Holistic/Spiritual Resources and Courses

Are You Too Judgmental?

Have you ever thought you might be too judgmental? Before answering, let’s figure out what it means to be judgmental in the first place.

To live fully you need to become wise, which includes being selective. Yet many of us shut down developing our ability to discern in fear that we might become too judgmental. Ironically, criticizing ourselves for evaluating things just stokes our inner critic more.

As a result, on the one side, we may become timid and stuck. On the other side, we may become harshly critical. In either case, we are falling victim to becoming judgmental, whether too meek or too critical.

In other words, you can become a mute or a loud boor.

So you can see that there is much confusion about being judgmental, which we hope to clarify in this article.

Judging or Evaluating?

Sometimes people mistake evaluating for being judgmental.

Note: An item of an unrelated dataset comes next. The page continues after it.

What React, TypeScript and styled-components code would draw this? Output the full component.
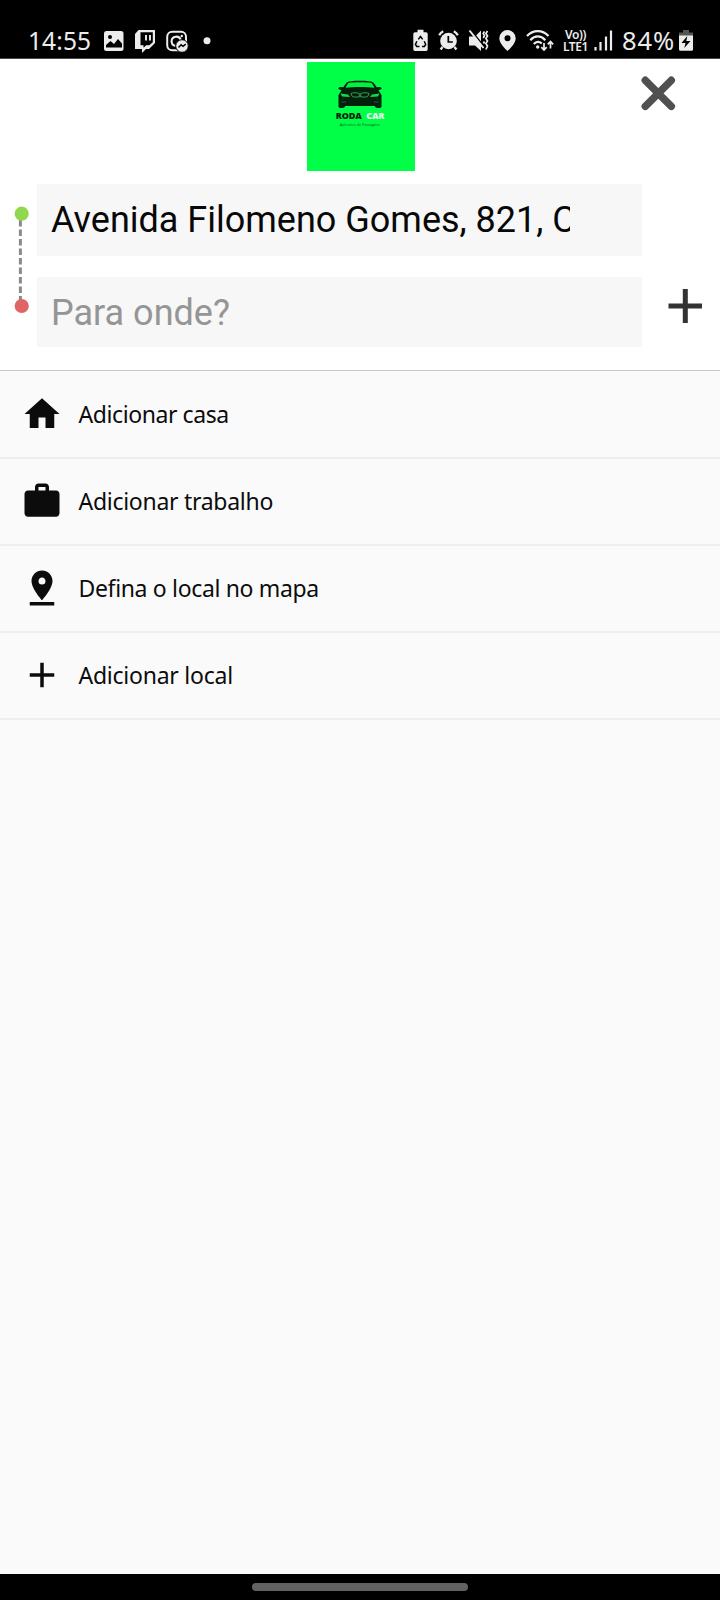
import React from "react";
import styled, { createGlobalStyle } from "styled-components";
import { MdAdd, MdHome, MdPinDrop, MdWork } from "react-icons/md";

const GlobalStyle = createGlobalStyle`
  * { box-sizing: border-box; }
  body { margin: 0; background: #fafafa; }
`;

const Screen = styled.div`
  width: 720px;
  height: 1600px;
  display: flex;
  flex-direction: column;
  overflow: hidden;
  background: #fafafa;
  font-family: "Noto Sans", sans-serif;
`;

const StatusBar = styled.header`
  height: 59px;
  flex: none;
  display: flex;
  align-items: flex-start;
  justify-content: space-between;
  padding: 29px 27px 0 28px;
  border-bottom: 1px solid #4a4a4a;
  background: #000;
  color: #ececec;
`;

const StatusGroup = styled.div`
  display: flex;
  height: 24px;
`;

const StatusText = styled.span<{ $size: number; $width: number; $spacing?: number; $inset?: number }>`
  width: ${(p) => p.$width}px;
  padding-left: ${(p) => p.$inset ?? 0}px;
  font-size: ${(p) => p.$size}px;
  line-height: 23px;
  letter-spacing: ${(p) => p.$spacing ?? 0}px;
  white-space: nowrap;
`;

const StatusGlyph = styled.svg<{ $gap?: number }>`
  display: block;
  flex: none;
  height: 24px;
  margin-left: ${(p) => p.$gap ?? 0}px;
`;

const Network = styled.div`
  width: 27px;
  margin-left: 8px;
  display: flex;
  flex-direction: column;
  align-items: center;
  font-size: 12px;
  font-weight: 600;
  line-height: 12px;
  letter-spacing: -0.4px;
  white-space: nowrap;
`;

const SearchPanel = styled.section`
  height: 312px;
  flex: none;
  background: #fff;
  border-bottom: 1px solid #c8c8c8;
`;

const BrandRow = styled.div`
  height: 125px;
  display: grid;
  grid-template-columns: 307px 108px 1fr;
  padding-top: 3px;
`;

const Logo = styled.div`
  grid-column: 2;
  height: 109px;
  display: flex;
  flex-direction: column;
  align-items: center;
  padding: 18px 14px 0 12px;
  background: #00ff46;
  font-family: "Open Sans", sans-serif;
`;

const LogoName = styled.div`
  margin-top: 1px;
  font-size: 9px;
  font-weight: 800;
  line-height: 12px;
  letter-spacing: -0.1px;
  white-space: pre;
  color: #04240b;
  span { color: #e4ffe9; }
`;

const LogoTagline = styled.div`
  font-size: 3.6px;
  line-height: 5px;
  white-space: nowrap;
  color: #05651f;
`;

const CloseButton = styled.button`
  justify-self: end;
  width: 36px;
  height: 36px;
  margin: 13px 44px 0 0;
  padding: 0;
  border: 0;
  background: none;
`;

const Trip = styled.div`
  display: grid;
  grid-template-columns: 36.5px 605.5px 1fr;
`;

const Route = styled.div`
  height: 164px;
  svg { display: block; }
`;

const Fields = styled.div`
  display: flex;
  flex-direction: column;
  gap: 21px;
`;

const Field = styled.div<{ $height: number; $placeholder?: boolean }>`
  height: ${(p) => p.$height}px;
  padding: ${(p) => (p.$placeholder ? 1 : 0)}px 0 0 14.5px;
  display: flex;
  align-items: center;
  background: #f7f7f7;
  color: ${(p) => (p.$placeholder ? "#959595" : "#080808")};
  font-family: Roboto, sans-serif;
  font-size: 36px;
  line-height: 44px;
`;

const FieldText = styled.span`
  width: 519px;
  overflow: hidden;
  white-space: nowrap;
`;

const AddStop = styled.button`
  width: 34px;
  height: 34px;
  margin: 105px 0 0 26px;
  padding: 0;
  border: 0;
  background: none;
`;

const Options = styled.nav`
  flex: 1;
  padding-top: 1px;
`;

const Option = styled.div`
  height: 87px;
  display: flex;
  align-items: center;
  padding: 0 0 1px 21px;
  border-bottom: 2px solid #eeeeee;
  color: #0c0c0c;
  font-size: 23px;
  svg { flex: none; }
`;

const OptionLabel = styled.span<{ $spacing: number }>`
  margin-left: 15.5px;
  padding-bottom: 1px;
  letter-spacing: ${(p) => p.$spacing}px;
  line-height: 32px;
  white-space: nowrap;
`;

const NavBar = styled.footer`
  height: 26px;
  flex: none;
  display: flex;
  justify-content: center;
  padding-top: 9px;
  background: #000;
`;

const NavHandle = styled.div`
  width: 216px;
  height: 8px;
  border-radius: 4px;
  background: #626262;
`;

const options = [
  { label: "Adicionar casa", Icon: MdHome, spacing: -0.42 },
  { label: "Adicionar trabalho", Icon: MdWork, spacing: -0.28 },
  { label: "Defina o local no mapa", Icon: MdPinDrop, spacing: -0.34 },
  { label: "Adicionar local", Icon: MdAdd, spacing: -0.24 },
];

function Notifications() {
  return (
    <StatusGroup>
      <StatusText $size={24.5} $width={76} $spacing={0.1}>14:55</StatusText>
      <StatusGlyph width="20" viewBox="0 0 20 24" fill="none">
        <rect x="0" y="2" width="19.5" height="20" rx="2.5" fill="#ececec" />
        <circle cx="6" cy="8" r="2" fill="#000" />
        <path d="M2 18.5V16l4.5-4 3.5 3 4-5 4 4.5v4z" fill="#000" />
      </StatusGlyph>
      <StatusGlyph $gap={11} width="21" viewBox="0 0 21 24">
        <path d="M3.5 1H20v13l-6 6h-3l-4 4v-4H0V5z" fill="#ececec" />
        <path d="M5.5 3.2h12.3v10l-3.5 3h-3.1l-2.7 2.6v-2.6h-3z" fill="#000" />
        <path d="M11 6v5.500M15 6v5.500" stroke="#ececec" strokeWidth="1.900" />
      </StatusGlyph>
      <StatusGlyph $gap={10} width="23" viewBox="0 0 23 24" fill="none" stroke="#ececec">
        <rect x="1.2" y="2.7" width="18.8" height="18.5" rx="5" strokeWidth="2" />
        <path d="M14.8 11a4.7 4.7 0 1 0-5.2 6" strokeWidth="2.1" />
        <circle cx="15.8" cy="7" r="1.2" fill="#ececec" stroke="none" />
        <circle cx="16" cy="17" r="6.3" fill="#ececec" stroke="#000" strokeWidth="1" />
        <path d="M12.5 18.5l2.6-2.7 2 1.5 2.6-2.2" stroke="#000" strokeWidth="1.5" />
      </StatusGlyph>
      <StatusGlyph $gap={14} width="8" viewBox="0 0 8 24">
        <circle cx="4" cy="11.700" r="3.500" fill="#ececec" />
      </StatusGlyph>
    </StatusGroup>
  );
}

function SystemStatus() {
  return (
    <StatusGroup>
      <StatusGlyph width="15" viewBox="0 0 15 24">
        <path d="M4.500.8h6v2.400H13a1.700 1.700 0 0 1 1.700 1.700v15.300A1.700 1.700 0 0 1 13 22H2A1.700 1.700 0 0 1 .3 20.200V4.900A1.700 1.700 0 0 1 2 3.200h2.500z" fill="#ececec" />
        <path d="M5.300 10.400 7.500 7.500l2.200 2.900M11.200 12.200l1.500 3.200-1.300 2H9M6.500 17.400H3.700l-1.300-2 1.500-3.200" fill="none" stroke="#000" strokeWidth="1.500" />
      </StatusGlyph>
      <StatusGlyph $gap={10} width="21" viewBox="0 0 21 24" fill="none" stroke="#ececec">
        <circle cx="10.500" cy="12" r="8.300" fill="#ececec" stroke="none" />
        <path d="M1.200 6.300a9 9 0 0 1 4-4M19.800 6.300a9 9 0 0 0-4-4M4.500 18 2.600 20.500M16.500 18l1.900 2.500" strokeWidth="2.300" />
        <path d="M10.300 7v6h4.500" stroke="#000" strokeWidth="1.700" />
      </StatusGlyph>
      <StatusGlyph $gap={9} width="21" viewBox="0 0 21 24" fill="none">
        <path d="M1 7.500h6l6-6V22L7 16.500H1z" fill="#ececec" />
        <path d="M3.200 1.500 17.200 19" stroke="#000" strokeWidth="1.700" />
        <path d="M1.500 1.500 15.500 19" stroke="#ececec" strokeWidth="2" />
        <path d="M16.500 2.500l-1.300 2 1.300 2.300-1.300 2.200M19.500 2l-1.600 2.500 1.600 2.500-1.600 2.500 1.600 2.500-1.600 2.500 1.600 2.500-1.600 3.500M16.500 12.500l-1 2" stroke="#ececec" strokeWidth="1.700" />
      </StatusGlyph>
      <StatusGlyph $gap={10} width="17" viewBox="0 0 17 24">
        <path fillRule="evenodd" d="M8.500 1A8.200 8.200 0 0 0 .3 9.200C.3 15 8.500 22 8.500 22S16.700 15 16.700 9.200A8.200 8.200 0 0 0 8.500 1zm0 5.200a3 3 0 1 1 0 6 3 3 0 0 1 0-6z" fill="#ececec" />
      </StatusGlyph>
      <StatusGlyph $gap={10} width="28" viewBox="0 0 28 24" fill="none" stroke="#ececec">
        <path d="M1 7c6-6.500 15.500-6.500 21.500 0M4.300 11.200c4.500-5 10.500-5 15 0M7.800 15c2.500-2.800 5.500-2.800 8-.5" strokeWidth="2.200" />
        <circle cx="11.700" cy="18" r="1.700" fill="#ececec" stroke="none" />
        <path d="M18 14v7m-2.700-2.800 2.700 2.800 2.700-2.800M24.500 19.500v-7m-2.700 2.800 2.700-2.800 2.700 2.800" strokeWidth="1.700" />
      </StatusGlyph>
      <Network>
        <span>Vo))</span>
        <span>LTE1</span>
      </Network>
      <StatusGlyph $gap={5} width="20" viewBox="0 0 20 24" stroke="#ececec">
        <path d="M1.500 18v3.500M6.500 13v8.500M12 7.500v14M17 1.500v20" strokeWidth="2.200" />
      </StatusGlyph>
      <StatusText $size={25.5} $width={65} $spacing={0.9} $inset={8}>84%</StatusText>
      <StatusGlyph width="14" viewBox="0 0 14 24">
        <path d="M4 1h6v2.500h4V7H0V3.500h4z" fill="#555" />
        <path d="M0 6.500h14v13.700a1.500 1.500 0 0 1-1.500 1.500h-11A1.500 1.500 0 0 1 0 20.200z" fill="#ececec" />
        <path d="M8.300 7 2.500 14h4l-1.200 5L11.500 12H7.300z" fill="#000" />
      </StatusGlyph>
    </StatusGroup>
  );
}

function Car() {
  return (
    <svg width="46" height="29" viewBox="0 0 46 29">
      <path d="M1.500 9c-.5-2 2.500-2.500 4.500-1.500L9.500 2.800C11 1.200 16 .8 23 .8s12 .4 13.500 2L40 7.500c2-1 5-.5 4.500 1.500l-3 1.200 3 4.800v11.500c0 2-6 2-6.500 0v-.5H8v.5c-.5 2-6.500 2-6.500 0V15l3-4.800z" fill="#03200a" />
      <path d="M11 3.200c3-1.200 21-1.200 24 0l2.500 4.500c-9-1-20-1-29 0z" fill="#00f044" />
      <path d="M3.500 13.500l7.500 1 2 2.500-8-.5zM42.500 13.500l-7.500 1-2 2.500 8-.5z" fill="#18d653" />
      <path d="M14 13.500c2-1 6-1 8.300 0v3.500h-5c-2 0-3-1.500-3.300-3.500zM32 13.500c-2-1-6-1-8.300 0v3.500h5c2 0 3-1.500 3.300-3.500z" fill="none" stroke="#41ba64" strokeWidth=".8" />
      <path d="M4 22h5M37 22h5" stroke="#0a792a" strokeWidth=".8" />
    </svg>
  );
}

export default function App() {
  return (
    <Screen>
      <GlobalStyle />
      <StatusBar>
        <Notifications />
        <SystemStatus />
      </StatusBar>
      <SearchPanel>
        <BrandRow>
          <Logo>
            <Car />
            <LogoName>RODA <span> CAR</span></LogoName>
            <LogoTagline>Aplicativo de Passageiro</LogoTagline>
          </Logo>
          <CloseButton aria-label="Fechar">
            <svg width="36" height="36" viewBox="0 0 36 36">
              <path d="M5.300 5.300 31.300 31.300M31.300 5.300 5.300 31.300" stroke="#505050" strokeWidth="7.500" strokeLinecap="round" />
            </svg>
          </CloseButton>
        </BrandRow>
        <Trip>
          <Route>
            <svg width="36" height="164" viewBox="0 0 36 164">
              <path d="M20.400 36V116" stroke="#8a8a8a" strokeWidth="3" strokeDasharray="6.500 3" />
              <circle cx="21.700" cy="29.700" r="7.100" fill="#92d750" />
              <circle cx="21.700" cy="122" r="7.100" fill="#e06666" />
            </svg>
          </Route>
          <Fields>
            <Field $height={72}>
              <FieldText>Avenida Filomeno Gomes, 821, Centro</FieldText>
            </Field>
            <Field $height={70} $placeholder>
              <FieldText>Para onde?</FieldText>
            </Field>
          </Fields>
          <AddStop aria-label="Adicionar parada">
            <svg width="34" height="34" viewBox="0 0 34 34">
              <path d="M17.300 0v34M.5 17H34" stroke="#333" strokeWidth="5" />
            </svg>
          </AddStop>
        </Trip>
      </SearchPanel>
      <Options>
        {options.map(({ label, Icon, spacing }) => (
          <Option key={label}>
            <Icon size={42} />
            <OptionLabel $spacing={spacing}>{label}</OptionLabel>
          </Option>
        ))}
      </Options>
      <NavBar>
        <NavHandle />
      </NavBar>
    </Screen>
  );
}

To be able to evaluate objectively is a powerful tool for your development. It helps you understand and create. Evaluating uses your higher mental powers and subtler emotional connectivity. By contrast, being judgmental causes separation and restrictive emotions, like fear, anger and resentment. Being judgmental toward others ultimately devalues yourself, whether you think you are “better than” or “worse than” others.

Judging another: Who does she think she is?

Underlying self-judgment: I’m better/worse than her.

Evaluation: Her tone seems to be arrogant and she is using negative words to describe the other person’s race.

What is Evaluation?

Let’s look at evaluating a little further. When evaluating, you note what is similar and what is different between things. For example, if you are considering between two trainings, what is alike and what is different in the offerings.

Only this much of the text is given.